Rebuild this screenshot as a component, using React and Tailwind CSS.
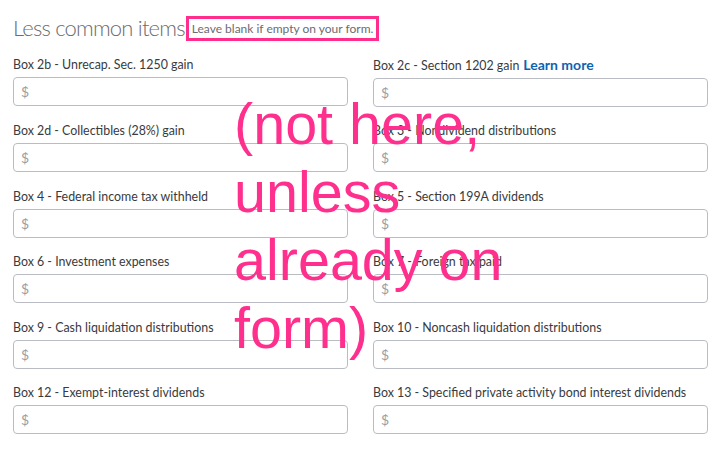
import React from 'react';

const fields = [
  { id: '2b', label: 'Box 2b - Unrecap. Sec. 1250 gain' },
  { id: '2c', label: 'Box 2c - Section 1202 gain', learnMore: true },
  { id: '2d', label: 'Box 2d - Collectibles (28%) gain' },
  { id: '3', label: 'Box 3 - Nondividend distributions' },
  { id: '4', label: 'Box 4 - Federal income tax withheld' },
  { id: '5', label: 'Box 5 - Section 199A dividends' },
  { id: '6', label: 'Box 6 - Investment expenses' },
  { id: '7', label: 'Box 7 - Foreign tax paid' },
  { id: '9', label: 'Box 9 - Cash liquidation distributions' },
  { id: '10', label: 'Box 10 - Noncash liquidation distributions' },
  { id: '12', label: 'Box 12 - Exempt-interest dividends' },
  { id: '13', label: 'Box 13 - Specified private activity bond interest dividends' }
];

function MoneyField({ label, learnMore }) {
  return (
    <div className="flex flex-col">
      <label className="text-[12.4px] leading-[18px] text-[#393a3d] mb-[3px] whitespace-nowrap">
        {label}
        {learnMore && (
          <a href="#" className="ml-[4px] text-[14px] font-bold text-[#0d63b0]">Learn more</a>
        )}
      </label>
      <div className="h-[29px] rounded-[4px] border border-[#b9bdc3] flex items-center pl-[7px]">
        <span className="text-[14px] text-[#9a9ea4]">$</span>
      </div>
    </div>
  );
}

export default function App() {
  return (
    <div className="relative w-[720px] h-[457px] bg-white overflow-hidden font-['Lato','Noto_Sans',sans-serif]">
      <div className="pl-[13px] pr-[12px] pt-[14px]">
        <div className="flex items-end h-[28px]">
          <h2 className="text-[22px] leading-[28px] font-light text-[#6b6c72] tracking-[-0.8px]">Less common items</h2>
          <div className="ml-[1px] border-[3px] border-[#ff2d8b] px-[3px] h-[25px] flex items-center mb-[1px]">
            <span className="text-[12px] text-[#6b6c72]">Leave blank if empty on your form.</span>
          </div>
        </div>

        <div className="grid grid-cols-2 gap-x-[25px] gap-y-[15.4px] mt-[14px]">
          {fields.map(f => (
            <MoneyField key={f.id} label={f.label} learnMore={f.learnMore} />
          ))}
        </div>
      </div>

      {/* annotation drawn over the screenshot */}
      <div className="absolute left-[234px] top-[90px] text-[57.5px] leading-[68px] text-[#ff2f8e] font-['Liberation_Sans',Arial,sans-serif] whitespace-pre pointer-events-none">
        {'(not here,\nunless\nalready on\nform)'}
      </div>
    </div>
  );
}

--

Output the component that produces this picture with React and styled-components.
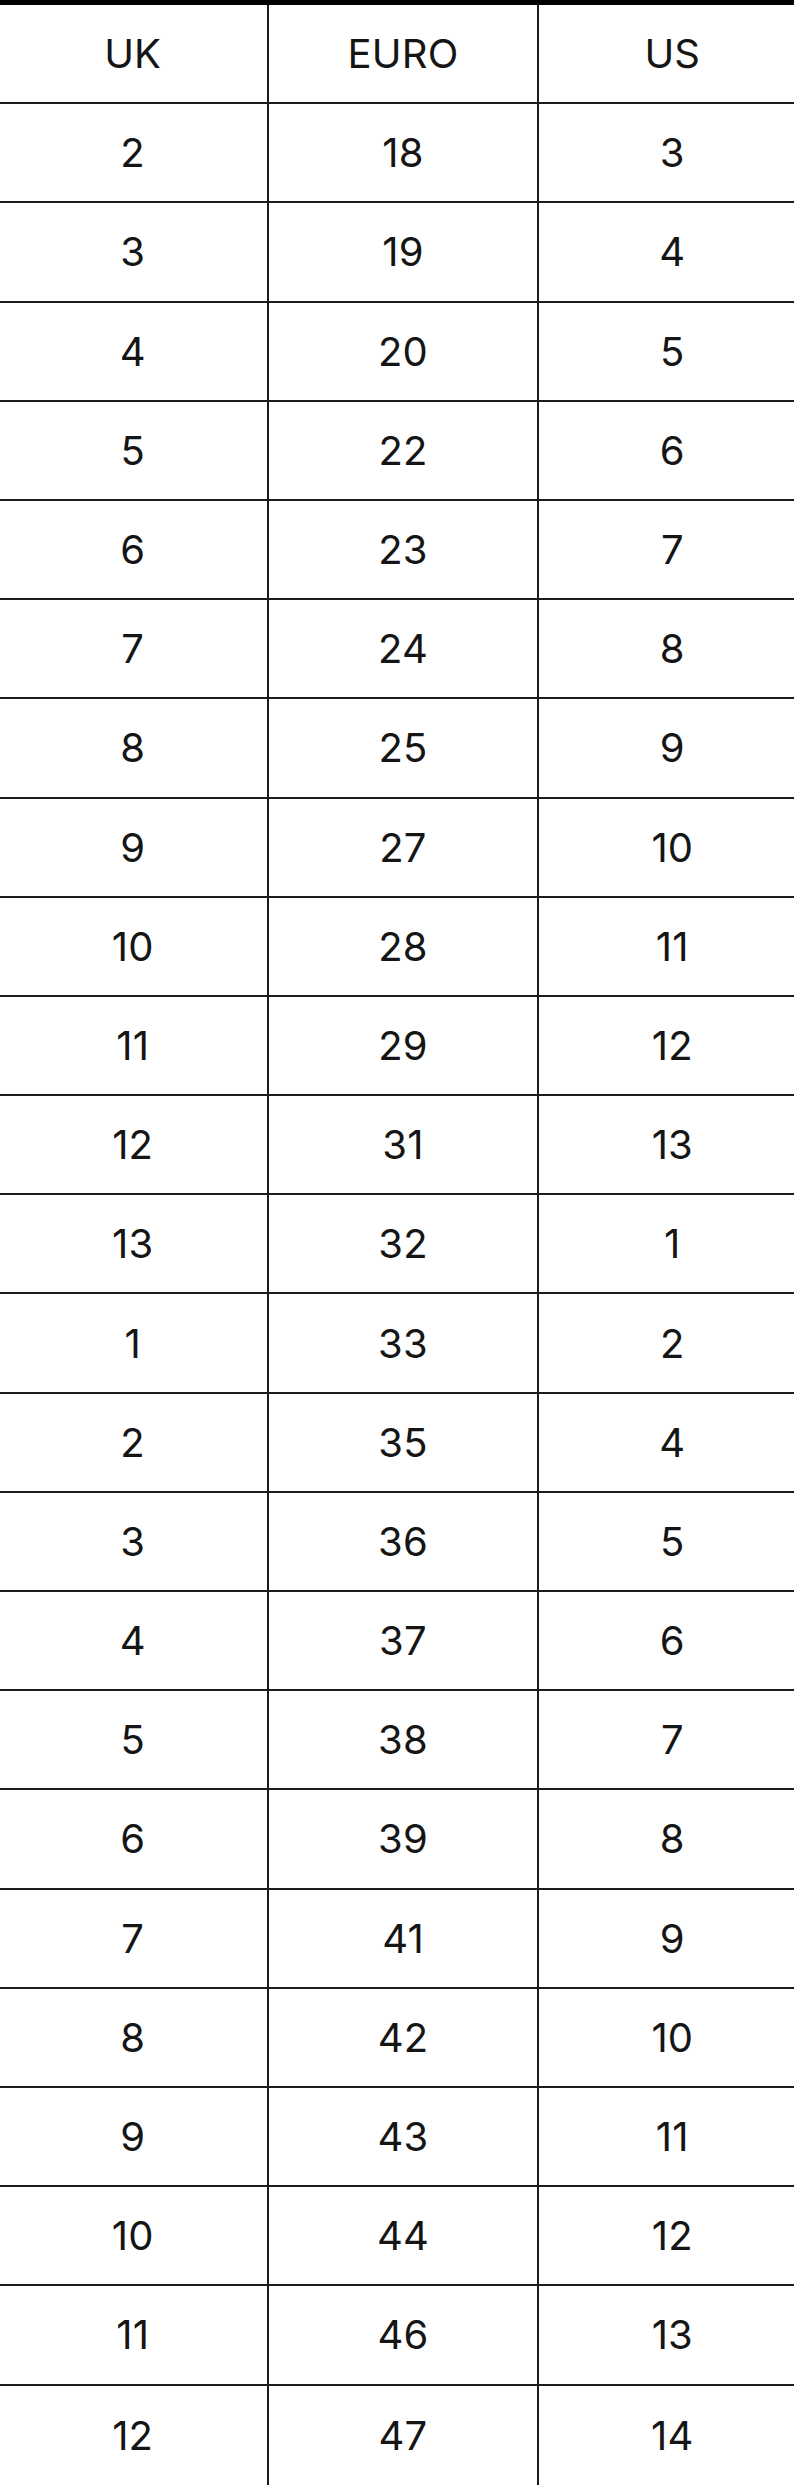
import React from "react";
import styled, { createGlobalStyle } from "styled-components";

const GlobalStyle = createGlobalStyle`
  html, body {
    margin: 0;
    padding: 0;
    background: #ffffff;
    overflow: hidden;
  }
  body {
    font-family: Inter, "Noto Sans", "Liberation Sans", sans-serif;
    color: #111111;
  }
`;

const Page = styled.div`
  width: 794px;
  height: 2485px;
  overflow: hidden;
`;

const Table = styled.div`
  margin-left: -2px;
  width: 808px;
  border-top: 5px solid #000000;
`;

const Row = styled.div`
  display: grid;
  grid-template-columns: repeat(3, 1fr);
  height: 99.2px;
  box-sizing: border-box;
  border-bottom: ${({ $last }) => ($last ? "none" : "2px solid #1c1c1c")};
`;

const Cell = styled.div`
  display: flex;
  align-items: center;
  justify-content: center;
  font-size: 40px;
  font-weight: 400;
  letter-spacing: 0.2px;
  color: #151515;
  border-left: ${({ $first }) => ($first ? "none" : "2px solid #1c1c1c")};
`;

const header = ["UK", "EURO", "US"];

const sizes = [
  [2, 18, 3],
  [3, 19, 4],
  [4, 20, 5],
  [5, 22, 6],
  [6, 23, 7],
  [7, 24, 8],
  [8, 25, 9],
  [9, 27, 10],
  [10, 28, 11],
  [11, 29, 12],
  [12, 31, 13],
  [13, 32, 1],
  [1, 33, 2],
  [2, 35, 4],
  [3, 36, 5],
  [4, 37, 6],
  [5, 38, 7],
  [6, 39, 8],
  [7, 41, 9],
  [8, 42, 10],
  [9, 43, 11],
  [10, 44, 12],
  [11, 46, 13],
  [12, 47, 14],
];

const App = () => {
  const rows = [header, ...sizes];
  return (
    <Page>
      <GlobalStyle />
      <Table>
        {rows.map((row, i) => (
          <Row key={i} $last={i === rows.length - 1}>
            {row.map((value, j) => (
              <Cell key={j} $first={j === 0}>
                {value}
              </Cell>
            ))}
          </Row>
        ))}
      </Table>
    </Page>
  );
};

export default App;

...

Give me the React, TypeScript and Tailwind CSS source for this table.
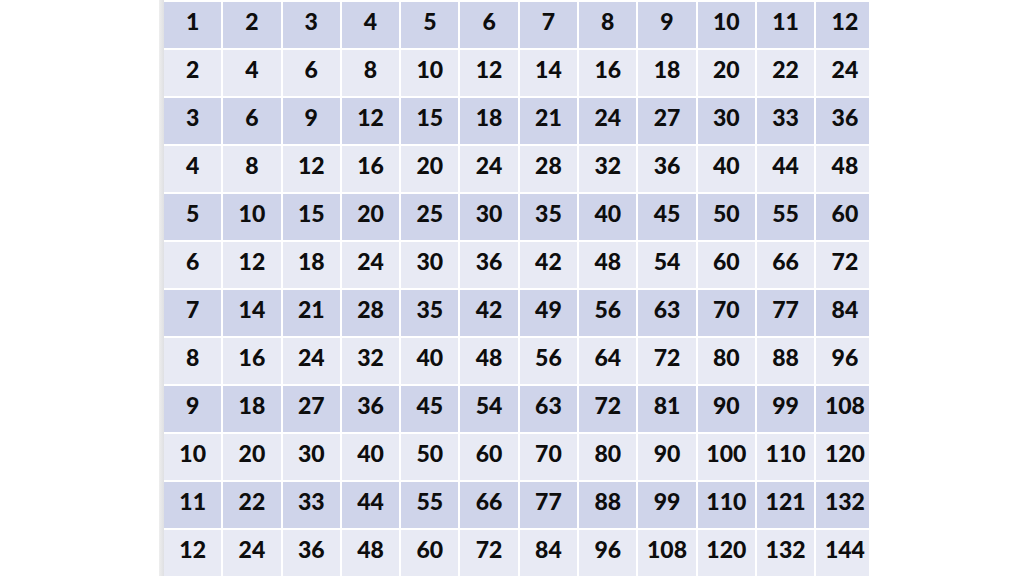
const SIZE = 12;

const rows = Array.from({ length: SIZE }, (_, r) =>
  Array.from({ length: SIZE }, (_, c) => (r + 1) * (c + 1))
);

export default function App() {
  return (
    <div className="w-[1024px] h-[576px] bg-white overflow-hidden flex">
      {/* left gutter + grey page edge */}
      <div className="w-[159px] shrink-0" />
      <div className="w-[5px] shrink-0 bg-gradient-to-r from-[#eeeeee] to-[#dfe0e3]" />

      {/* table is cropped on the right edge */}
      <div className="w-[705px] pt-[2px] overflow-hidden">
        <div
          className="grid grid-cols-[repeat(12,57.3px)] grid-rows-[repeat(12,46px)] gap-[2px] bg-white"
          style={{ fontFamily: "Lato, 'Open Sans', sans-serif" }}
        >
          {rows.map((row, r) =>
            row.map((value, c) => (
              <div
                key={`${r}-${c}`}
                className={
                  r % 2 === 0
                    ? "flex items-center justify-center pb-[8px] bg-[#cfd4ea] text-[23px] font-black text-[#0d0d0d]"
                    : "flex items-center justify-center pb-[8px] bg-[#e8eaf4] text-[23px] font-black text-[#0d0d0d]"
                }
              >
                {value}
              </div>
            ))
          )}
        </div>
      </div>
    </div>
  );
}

• _Task statement_
For the material above, give again only the lines starting at the line that contains "Rebuild this screenshot" and ending at the line that contains "import React from 'react';". Pictures do not belong in the copy.

• _Result of the task_
Rebuild this screenshot as a component, using React and Tailwind CSS.
import React from 'react';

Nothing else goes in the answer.